Dealing With Conflict - God's Way


There has been some conflict in my life lately.... Conflicts with people I love.... I am one of those people that truly hates conflict.... but I am also one of those people that does not believe in sweeping things under the rug.... Recently my kids stayed a week with their grandparents.. There were many conflicts during that time... Many hurt feelings.. many misunderstandings... One of the things their grandmother would say after a conflict - was - okay let's just forget "it" happened... don't tell your parents.. and we'll move on... Well, no disrespect towards my mother in law but that just doesn't work.... My youngest came home very upset.... many hurt feelings and at this time does not want to talk or see her nana... I have a sister who I love with all my heart - but last year right after my dad died and feelings were raw - we had a big conflict.... and to this day our relationship is not the same.... not even close. I miss her.
We as humans can have problems with people... Believers who love the Lord and try to serve Him still can have conflicts with people (being a follower of Christ does not make us/me immune)... It would be great if everyone would just get a long... but in the real world unfortunately that does not happen continually.. It just doesn't.... Many people avoid confrontations... they fear being disliked or rejected.. But after time they start to resent the person they are avoiding and that doesn't do any good... We tend to have a belief that in every conflict there must be a winner and a loser.... at least I have always thought that... I have learned recently that there can be a win-win outcome in a conflict... but the conflict must be approached with the right attitude and the right heart... We need to confront with respect for the other person involved....
Matthew 18:15-16 If your brother sins against you, go and show him his fault, just between the two of you. If he listens to you, you have won your brother over. But if he will not listen, take one or two others along, so that every matter may be established by the testimony of two or three witnesses...

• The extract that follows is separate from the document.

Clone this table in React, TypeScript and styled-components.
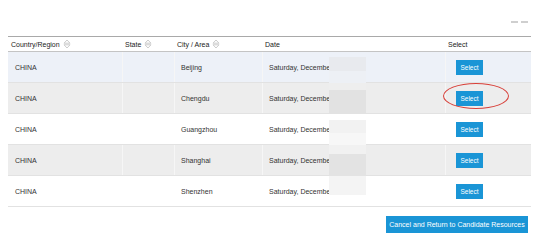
import React from "react";
import styled, { createGlobalStyle } from "styled-components";

const Global = createGlobalStyle`
  html, body { margin: 0; padding: 0; background: #fff; }
  body { font-family: "Liberation Sans", Arial, sans-serif; color: #333; }
`;

const Page = styled.div`
  width: 536px;
  height: 242px;
  display: flex;
  flex-direction: column;
  overflow: hidden;
`;

const TopBar = styled.div`
  height: 36px;
  display: flex;
  justify-content: flex-end;
  align-items: flex-start;
  padding: 21px 8px 0 0;
  box-sizing: border-box;
  gap: 3px;
`;

const Dash = styled.span`
  width: 7px;
  height: 1.5px;
  background: #cfcfcf;
`;

const Table = styled.div`
  margin-left: 8px;
  width: 523px;
  display: flex;
  flex-direction: column;
`;

const cols = "114px 52px 88px 183px 86px";

const HeaderRow = styled.div`
  display: grid;
  grid-template-columns: ${cols};
  height: 16px;
  border-top: 1px solid #a9a9a9;
  border-bottom: 1px solid #c4c4c4;
  box-sizing: border-box;
`;

const HeadCell = styled.div`
  display: flex;
  align-items: center;
  gap: 3px;
  padding-left: 3px;
  font-size: 7px;
  color: #222;
  white-space: nowrap;
`;

const Row = styled.div<{ $bg: string }>`
  display: grid;
  grid-template-columns: ${cols};
  height: 31px;
  background: ${(p) => p.$bg};
  border-bottom: 1px solid #e2e2e2;
  box-sizing: border-box;
`;

const Cell = styled.div<{ $shaded: boolean; $pad?: number }>`
  position: relative;
  display: flex;
  align-items: center;
  padding-left: ${(p) => p.$pad ?? 7}px;
  font-size: 7px;
  color: #333;
  white-space: nowrap;
  overflow: visible;
  border-left: 1px solid ${(p) => (p.$shaded ? "#f6f6f6" : "transparent")};
  &:first-child { border-left: none; }
`;

const Mask = styled.span<{ $top: number; $h: number; $c: string }>`
  position: absolute;
  left: 66px;
  width: 37px;
  top: ${(p) => p.$top}px;
  height: ${(p) => p.$h}px;
  background: ${(p) => p.$c};
`;

const SelectBtn = styled.button`
  width: 27px;
  height: 15px;
  padding: 0;
  border: none;
  background: #1a95d6;
  color: #fff;
  font-family: "Liberation Sans", Arial, sans-serif;
  font-size: 6.5px;
`;

const Circle = styled.span`
  position: absolute;
  left: -3px;
  top: 0px;
  width: 64px;
  height: 24px;
  border: 1.6px solid #d8403a;
  border-radius: 50%;
  pointer-events: none;
`;

const Footer = styled.div`
  display: flex;
  justify-content: flex-end;
  padding: 9px 8px 0 0;
`;

const CancelBtn = styled.button`
  height: 17px;
  width: 142px;
  padding: 0;
  border: none;
  background: #1a95d6;
  color: #fff;
  font-family: "Liberation Sans", Arial, sans-serif;
  font-size: 7px;
  white-space: nowrap;
`;

const SortIcon = () => (
  <svg width="8" height="10" viewBox="0 0 8 10" fill="none" stroke="#c6c6c6" strokeWidth="0.9">
    <path d="M1 4.2 L4 1 L7 4.2 Z" />
    <path d="M1 5.8 L4 9 L7 5.8 Z" />
  </svg>
);

const rows = [
  { city: "Beijing", bg: "#edf1f8", shaded: true, masks: [{ t: 5, h: 14, c: "#e8eaee" }, { t: 19, h: 12, c: "#edf0f5" }] },
  { city: "Chengdu", bg: "#ededed", shaded: true, masks: [{ t: 0, h: 7, c: "#eeeeee" }, { t: 7, h: 24, c: "#e2e2e2" }], circled: true },
  { city: "Guangzhou", bg: "#ffffff", shaded: false, masks: [{ t: 6, h: 13, c: "#f2f2f2" }, { t: 19, h: 12, c: "#f7f7f7" }] },
  { city: "Shanghai", bg: "#ededed", shaded: true, masks: [{ t: 0, h: 9, c: "#f1f1f1" }, { t: 9, h: 22, c: "#e3e3e3" }] },
  { city: "Shenzhen", bg: "#ffffff", shaded: false, masks: [{ t: 0, h: 19, c: "#f4f4f4" }] },
];

export default function App() {
  return (
    <Page>
      <Global />
      <TopBar>
        <Dash />
        <Dash />
      </TopBar>
      <Table>
        <HeaderRow>
          <HeadCell>Country/Region <SortIcon /></HeadCell>
          <HeadCell>State <SortIcon /></HeadCell>
          <HeadCell>City / Area <SortIcon /></HeadCell>
          <HeadCell>Date</HeadCell>
          <HeadCell>Select</HeadCell>
        </HeaderRow>
        {rows.map((r) => (
          <Row key={r.city} $bg={r.bg}>
            <Cell $shaded={r.shaded}>CHINA</Cell>
            <Cell $shaded={r.shaded} />
            <Cell $shaded={r.shaded} $pad={6}>{r.city}</Cell>
            <Cell $shaded={r.shaded} $pad={6}>
              Saturday, December
              {r.masks.map((m, i) => (
                <Mask key={i} $top={m.t} $h={m.h} $c={m.c} />
              ))}
            </Cell>
            <Cell $shaded={r.shaded} $pad={10}>
              <SelectBtn>Select</SelectBtn>
              {r.circled && <Circle />}
            </Cell>
          </Row>
        ))}
      </Table>
      <Footer>
        <CancelBtn>Cancel and Return to Candidate Resources</CancelBtn>
      </Footer>
    </Page>
  );
}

The longer we wait to confront someone - the more distracted we get.... the more angry we get.. and the problem develops a life of its own.. We need to address problems now ... today... we must not let it fester... we must not lose our loved ones... Positive confrontations is a way to show that we care about a person.. Each time you build up people - you give them the chance to grow... you give yourself a chance to grow..
Luke 6:36-41 Be merciful, just as your Father is merciful. Do not judge, and you will not be judged. Do not condemn, and you will not be condemned. Forgive, and you will be forgiven. Give, and it will be given to you. A good measure, pressed down, shaken together and running over, will be poured into your lap. For with the measure you use, it will be measured to you... Can a blind man lead a blind man? Will they not both fall into a pit?.. Why do you look at the speck of sawdust in your brother's eye and pay no attention to the plank in your own eye?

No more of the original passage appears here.